Task instructions:
The data below should be printed in full, exactly, and without any of its images.

==========

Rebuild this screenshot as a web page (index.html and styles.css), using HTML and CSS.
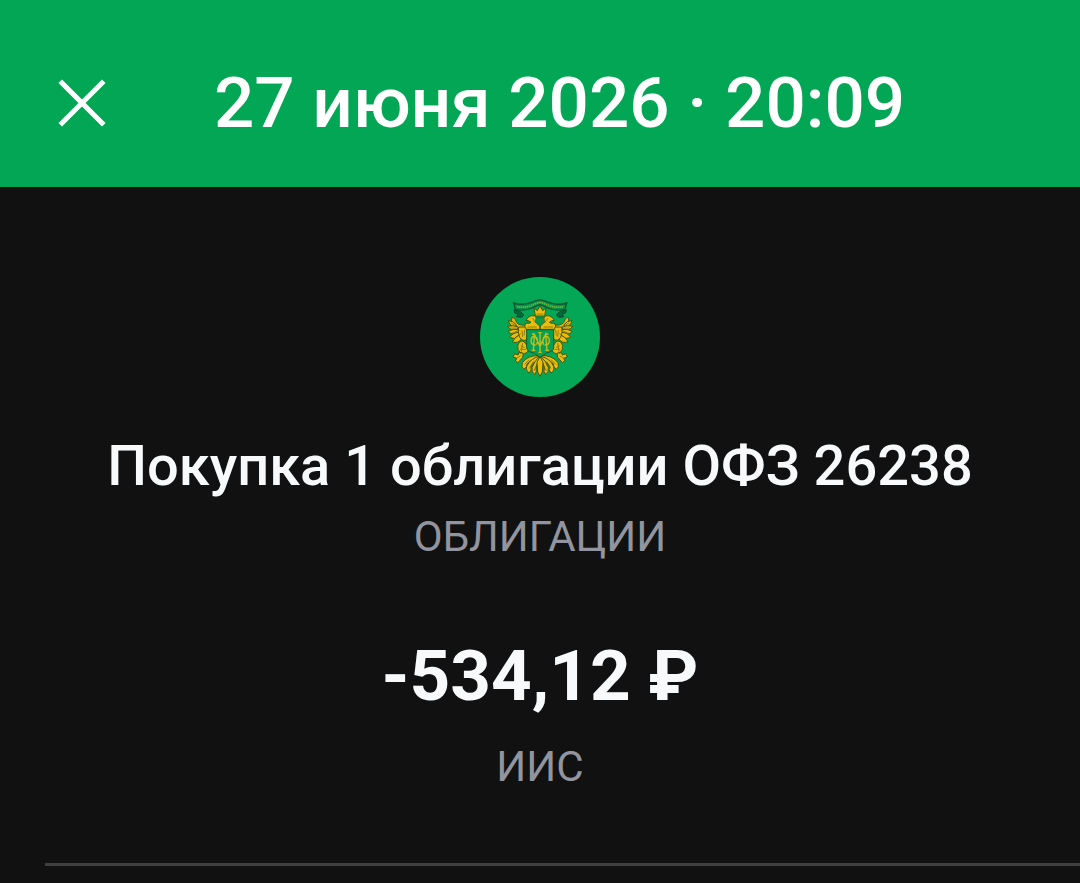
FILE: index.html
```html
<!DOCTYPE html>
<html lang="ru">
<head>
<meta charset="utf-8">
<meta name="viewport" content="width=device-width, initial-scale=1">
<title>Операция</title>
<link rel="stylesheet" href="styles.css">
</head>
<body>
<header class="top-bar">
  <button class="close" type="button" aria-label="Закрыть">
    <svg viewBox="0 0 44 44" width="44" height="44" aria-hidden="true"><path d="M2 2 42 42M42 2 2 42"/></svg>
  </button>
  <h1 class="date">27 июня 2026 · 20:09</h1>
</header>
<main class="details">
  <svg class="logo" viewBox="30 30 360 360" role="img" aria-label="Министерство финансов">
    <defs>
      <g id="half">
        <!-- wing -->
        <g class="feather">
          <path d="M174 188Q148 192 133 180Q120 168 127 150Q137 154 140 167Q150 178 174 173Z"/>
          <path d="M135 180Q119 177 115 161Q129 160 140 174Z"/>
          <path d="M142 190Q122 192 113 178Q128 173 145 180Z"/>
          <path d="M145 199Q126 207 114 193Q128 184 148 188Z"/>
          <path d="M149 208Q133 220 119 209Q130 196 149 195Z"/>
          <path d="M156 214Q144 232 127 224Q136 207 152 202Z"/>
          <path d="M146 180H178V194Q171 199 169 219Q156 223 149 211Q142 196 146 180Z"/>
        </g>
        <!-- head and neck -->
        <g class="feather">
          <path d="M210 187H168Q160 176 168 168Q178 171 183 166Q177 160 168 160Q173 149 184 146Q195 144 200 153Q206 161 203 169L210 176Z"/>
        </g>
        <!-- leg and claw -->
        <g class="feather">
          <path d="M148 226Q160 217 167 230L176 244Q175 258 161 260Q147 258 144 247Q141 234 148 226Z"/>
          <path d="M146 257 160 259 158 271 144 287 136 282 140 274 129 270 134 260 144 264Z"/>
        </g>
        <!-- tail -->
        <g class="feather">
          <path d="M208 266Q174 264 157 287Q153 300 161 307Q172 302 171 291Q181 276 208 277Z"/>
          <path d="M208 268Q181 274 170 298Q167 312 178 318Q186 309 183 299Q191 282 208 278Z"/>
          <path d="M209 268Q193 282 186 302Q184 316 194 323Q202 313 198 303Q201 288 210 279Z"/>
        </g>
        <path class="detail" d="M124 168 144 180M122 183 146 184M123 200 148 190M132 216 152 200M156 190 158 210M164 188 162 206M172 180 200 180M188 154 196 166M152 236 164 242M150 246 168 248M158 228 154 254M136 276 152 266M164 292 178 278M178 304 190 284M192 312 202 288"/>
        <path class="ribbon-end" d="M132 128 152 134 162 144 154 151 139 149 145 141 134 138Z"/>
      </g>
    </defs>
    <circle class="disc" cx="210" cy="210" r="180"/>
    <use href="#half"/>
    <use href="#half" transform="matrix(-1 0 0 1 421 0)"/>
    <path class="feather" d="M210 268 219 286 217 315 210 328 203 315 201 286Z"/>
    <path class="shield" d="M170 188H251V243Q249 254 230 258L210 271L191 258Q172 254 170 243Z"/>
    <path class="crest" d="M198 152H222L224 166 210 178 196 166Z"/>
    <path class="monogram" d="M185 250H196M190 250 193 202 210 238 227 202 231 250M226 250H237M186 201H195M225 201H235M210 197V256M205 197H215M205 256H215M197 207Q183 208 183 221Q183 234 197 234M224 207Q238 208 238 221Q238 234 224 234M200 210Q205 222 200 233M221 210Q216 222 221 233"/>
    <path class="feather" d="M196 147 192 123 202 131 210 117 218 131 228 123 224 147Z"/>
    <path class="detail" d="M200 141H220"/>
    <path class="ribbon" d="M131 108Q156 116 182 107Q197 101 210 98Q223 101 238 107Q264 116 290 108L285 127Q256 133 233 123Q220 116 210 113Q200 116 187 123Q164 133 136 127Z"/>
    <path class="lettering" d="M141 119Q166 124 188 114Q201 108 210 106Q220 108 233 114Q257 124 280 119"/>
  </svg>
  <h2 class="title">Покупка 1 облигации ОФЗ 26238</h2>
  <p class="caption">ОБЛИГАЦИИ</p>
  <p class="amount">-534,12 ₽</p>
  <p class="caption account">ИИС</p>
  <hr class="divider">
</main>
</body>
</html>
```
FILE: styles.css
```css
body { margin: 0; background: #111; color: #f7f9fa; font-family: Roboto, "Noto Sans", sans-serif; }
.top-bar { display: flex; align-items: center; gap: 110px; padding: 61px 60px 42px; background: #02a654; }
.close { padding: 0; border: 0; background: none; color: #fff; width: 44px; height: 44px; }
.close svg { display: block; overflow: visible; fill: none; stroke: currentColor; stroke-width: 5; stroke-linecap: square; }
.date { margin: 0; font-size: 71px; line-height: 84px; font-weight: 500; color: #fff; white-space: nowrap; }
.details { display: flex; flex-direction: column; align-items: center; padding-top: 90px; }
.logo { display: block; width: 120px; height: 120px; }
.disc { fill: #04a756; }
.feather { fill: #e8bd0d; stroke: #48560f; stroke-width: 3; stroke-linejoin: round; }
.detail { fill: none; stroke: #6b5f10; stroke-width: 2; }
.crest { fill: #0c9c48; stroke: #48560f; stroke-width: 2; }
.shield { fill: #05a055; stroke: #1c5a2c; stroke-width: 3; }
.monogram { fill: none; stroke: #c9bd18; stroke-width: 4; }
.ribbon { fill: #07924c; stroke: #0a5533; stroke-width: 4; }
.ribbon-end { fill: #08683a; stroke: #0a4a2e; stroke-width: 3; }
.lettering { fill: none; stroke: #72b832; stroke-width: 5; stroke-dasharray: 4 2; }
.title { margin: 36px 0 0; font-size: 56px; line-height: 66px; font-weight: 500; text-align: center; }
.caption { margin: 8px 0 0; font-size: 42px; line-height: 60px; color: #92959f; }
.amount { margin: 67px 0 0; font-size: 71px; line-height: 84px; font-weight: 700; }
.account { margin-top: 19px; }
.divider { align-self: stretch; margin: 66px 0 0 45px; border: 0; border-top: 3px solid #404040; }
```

==========

The completed task:
Rebuild this screenshot as a web page (index.html and styles.css), using HTML and CSS.
FILE: index.html
```html
<!DOCTYPE html>
<html lang="ru">
<head>
<meta charset="utf-8">
<meta name="viewport" content="width=device-width, initial-scale=1">
<title>Операция</title>
<link rel="stylesheet" href="styles.css">
</head>
<body>
<header class="top-bar">
  <button class="close" type="button" aria-label="Закрыть">
    <svg viewBox="0 0 44 44" width="44" height="44" aria-hidden="true"><path d="M2 2 42 42M42 2 2 42"/></svg>
  </button>
  <h1 class="date">27 июня 2026 · 20:09</h1>
</header>
<main class="details">
  <svg class="logo" viewBox="30 30 360 360" role="img" aria-label="Министерство финансов">
    <defs>
      <g id="half">
        <!-- wing -->
        <g class="feather">
          <path d="M174 188Q148 192 133 180Q120 168 127 150Q137 154 140 167Q150 178 174 173Z"/>
          <path d="M135 180Q119 177 115 161Q129 160 140 174Z"/>
          <path d="M142 190Q122 192 113 178Q128 173 145 180Z"/>
          <path d="M145 199Q126 207 114 193Q128 184 148 188Z"/>
          <path d="M149 208Q133 220 119 209Q130 196 149 195Z"/>
          <path d="M156 214Q144 232 127 224Q136 207 152 202Z"/>
          <path d="M146 180H178V194Q171 199 169 219Q156 223 149 211Q142 196 146 180Z"/>
        </g>
        <!-- head and neck -->
        <g class="feather">
          <path d="M210 187H168Q160 176 168 168Q178 171 183 166Q177 160 168 160Q173 149 184 146Q195 144 200 153Q206 161 203 169L210 176Z"/>
        </g>
        <!-- leg and claw -->
        <g class="feather">
          <path d="M148 226Q160 217 167 230L176 244Q175 258 161 260Q147 258 144 247Q141 234 148 226Z"/>
          <path d="M146 257 160 259 158 271 144 287 136 282 140 274 129 270 134 260 144 264Z"/>
        </g>
        <!-- tail -->
        <g class="feather">
          <path d="M208 266Q174 264 157 287Q153 300 161 307Q172 302 171 291Q181 276 208 277Z"/>
          <path d="M208 268Q181 274 170 298Q167 312 178 318Q186 309 183 299Q191 282 208 278Z"/>
          <path d="M209 268Q193 282 186 302Q184 316 194 323Q202 313 198 303Q201 288 210 279Z"/>
        </g>
        <path class="detail" d="M124 168 144 180M122 183 146 184M123 200 148 190M132 216 152 200M156 190 158 210M164 188 162 206M172 180 200 180M188 154 196 166M152 236 164 242M150 246 168 248M158 228 154 254M136 276 152 266M164 292 178 278M178 304 190 284M192 312 202 288"/>
        <path class="ribbon-end" d="M132 128 152 134 162 144 154 151 139 149 145 141 134 138Z"/>
      </g>
    </defs>
    <circle class="disc" cx="210" cy="210" r="180"/>
    <use href="#half"/>
    <use href="#half" transform="matrix(-1 0 0 1 421 0)"/>
    <path class="feather" d="M210 268 219 286 217 315 210 328 203 315 201 286Z"/>
    <path class="shield" d="M170 188H251V243Q249 254 230 258L210 271L191 258Q172 254 170 243Z"/>
    <path class="crest" d="M198 152H222L224 166 210 178 196 166Z"/>
    <path class="monogram" d="M185 250H196M190 250 193 202 210 238 227 202 231 250M226 250H237M186 201H195M225 201H235M210 197V256M205 197H215M205 256H215M197 207Q183 208 183 221Q183 234 197 234M224 207Q238 208 238 221Q238 234 224 234M200 210Q205 222 200 233M221 210Q216 222 221 233"/>
    <path class="feather" d="M196 147 192 123 202 131 210 117 218 131 228 123 224 147Z"/>
    <path class="detail" d="M200 141H220"/>
    <path class="ribbon" d="M131 108Q156 116 182 107Q197 101 210 98Q223 101 238 107Q264 116 290 108L285 127Q256 133 233 123Q220 116 210 113Q200 116 187 123Q164 133 136 127Z"/>
    <path class="lettering" d="M141 119Q166 124 188 114Q201 108 210 106Q220 108 233 114Q257 124 280 119"/>
  </svg>
  <h2 class="title">Покупка 1 облигации ОФЗ 26238</h2>
  <p class="caption">ОБЛИГАЦИИ</p>
  <p class="amount">-534,12 ₽</p>
  <p class="caption account">ИИС</p>
  <hr class="divider">
</main>
</body>
</html>
```
FILE: styles.css
```css
body { margin: 0; background: #111; color: #f7f9fa; font-family: Roboto, "Noto Sans", sans-serif; }
.top-bar { display: flex; align-items: center; gap: 110px; padding: 61px 60px 42px; background: #02a654; }
.close { padding: 0; border: 0; background: none; color: #fff; width: 44px; height: 44px; }
.close svg { display: block; overflow: visible; fill: none; stroke: currentColor; stroke-width: 5; stroke-linecap: square; }
.date { margin: 0; font-size: 71px; line-height: 84px; font-weight: 500; color: #fff; white-space: nowrap; }
.details { display: flex; flex-direction: column; align-items: center; padding-top: 90px; }
.logo { display: block; width: 120px; height: 120px; }
.disc { fill: #04a756; }
.feather { fill: #e8bd0d; stroke: #48560f; stroke-width: 3; stroke-linejoin: round; }
.detail { fill: none; stroke: #6b5f10; stroke-width: 2; }
.crest { fill: #0c9c48; stroke: #48560f; stroke-width: 2; }
.shield { fill: #05a055; stroke: #1c5a2c; stroke-width: 3; }
.monogram { fill: none; stroke: #c9bd18; stroke-width: 4; }
.ribbon { fill: #07924c; stroke: #0a5533; stroke-width: 4; }
.ribbon-end { fill: #08683a; stroke: #0a4a2e; stroke-width: 3; }
.lettering { fill: none; stroke: #72b832; stroke-width: 5; stroke-dasharray: 4 2; }
.title { margin: 36px 0 0; font-size: 56px; line-height: 66px; font-weight: 500; text-align: center; }
.caption { margin: 8px 0 0; font-size: 42px; line-height: 60px; color: #92959f; }
.amount { margin: 67px 0 0; font-size: 71px; line-height: 84px; font-weight: 700; }
.account { margin-top: 19px; }
.divider { align-self: stretch; margin: 66px 0 0 45px; border: 0; border-top: 3px solid #404040; }
```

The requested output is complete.